I think this plan allows both ease of use for the end-user, while allowing us to standardise the important parts of metadata. The one aspect I am not sure about is allowing "additionalProperties":True as this lets metadata that has no entry in the schema to be stored. I tend towards allowing this as it seems too much friction to get a user to define a schema for each piece of metadata, clearly developers of tools in the ecosystem should always ensure that the metadata produced has an entry in the schema as it provides a way to document what the metadata is.

jeromekelleher commented 3 years ago

Thanks @benjeffery, this is a great summary. I'm also fairly relaxed about "additionalProperties":True - in general, we should be lenient and get out of people's way when it comes to adding metadata.

jeromekelleher commented 3 years ago

This comment has a useful clarification on what the required field can be used for in applications. The default schemas should define what the well-known standard fields are, but should not require them. Applications that write metadata MAY mark any metadata fields that are guaranteed to be present in their own output as required as a way of communicating useful information about the structure of the data to other software which may be processing it.

petrelharp commented 3 years ago

I guess the practical import of this is that - by default - now metadata will be like a dict instead of some bytes. That seems like it will make downstream stuff much easier to do, without worrying about the whole schema thing. So, I think this is a great idea (and agree that additionalProperties should be True).

benjeffery commented 3 years ago

I have some concerns about codec compatibility. As it stands SliM-produced tree sequences are using the struct codec which has additionalProperties: false as a requirement. If tools assume they can treat metadata as a dict then they will fail for such tree sequences.

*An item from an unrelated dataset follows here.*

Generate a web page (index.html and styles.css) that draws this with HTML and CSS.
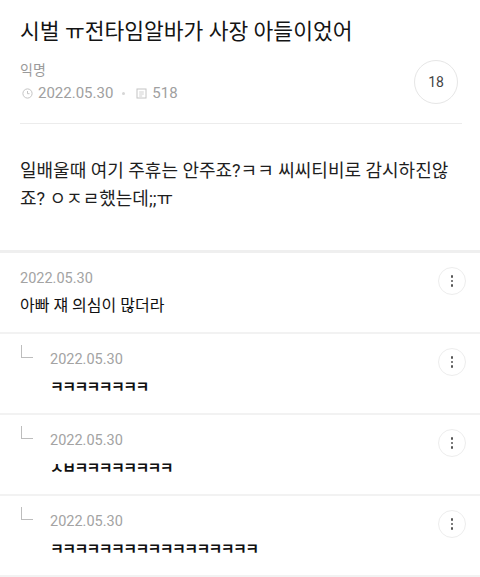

petrelharp commented 3 years ago

This metadata scheme is totally not compatible with SLiM's, it's true. But no other metadata scheme is going to be, unless we rewrite the struct codec. I'm not sure that keeping metadata harder to work with (ie, making people think explicitly about schema) is a good solution to that?

We could provide a method in pyslim (or even tskit) that converts the metadata over to a schema based on the json codec, letting people then add things.

jeromekelleher commented 3 years ago

I think we can accomodate SLiM's way of doing things too. But I wonder if we're focusing a bit too much on the rogue-program-updates-the-metadata case rather than the "program that produces the metadata" case. I'm not sure there will be all that many packages that update metadata, and for things that do (like pyslim) we can add functionality to tskit to make this as easy and painless as possible.

For the metadata-producer side of things, I'm leaning towards having a set of basic schemas defined as classes in tskit. The most basic would be LenientJSON, which would just say the codec is JSON and you can put whatever you want in there. Then maybe we'd have BasePopulationSchema which just defined name and description - we can imagine doing similar things for the top level and other entities.

A metadata producer like msprime then would do something like

tables = tskit.TableCollection()
schema = tskit.BasePopulationSchema()
schema.set_required("name", "description") # These will always be defined in msprime output.
tables.populations.metadata_schema = schema

For tsinfer we'll need to wait until version 0.3 to start doing things properly in terms of metadata schemas, I think. For now, the user will have the option of adding their own schema which will be used for encoding/decoding the metadata.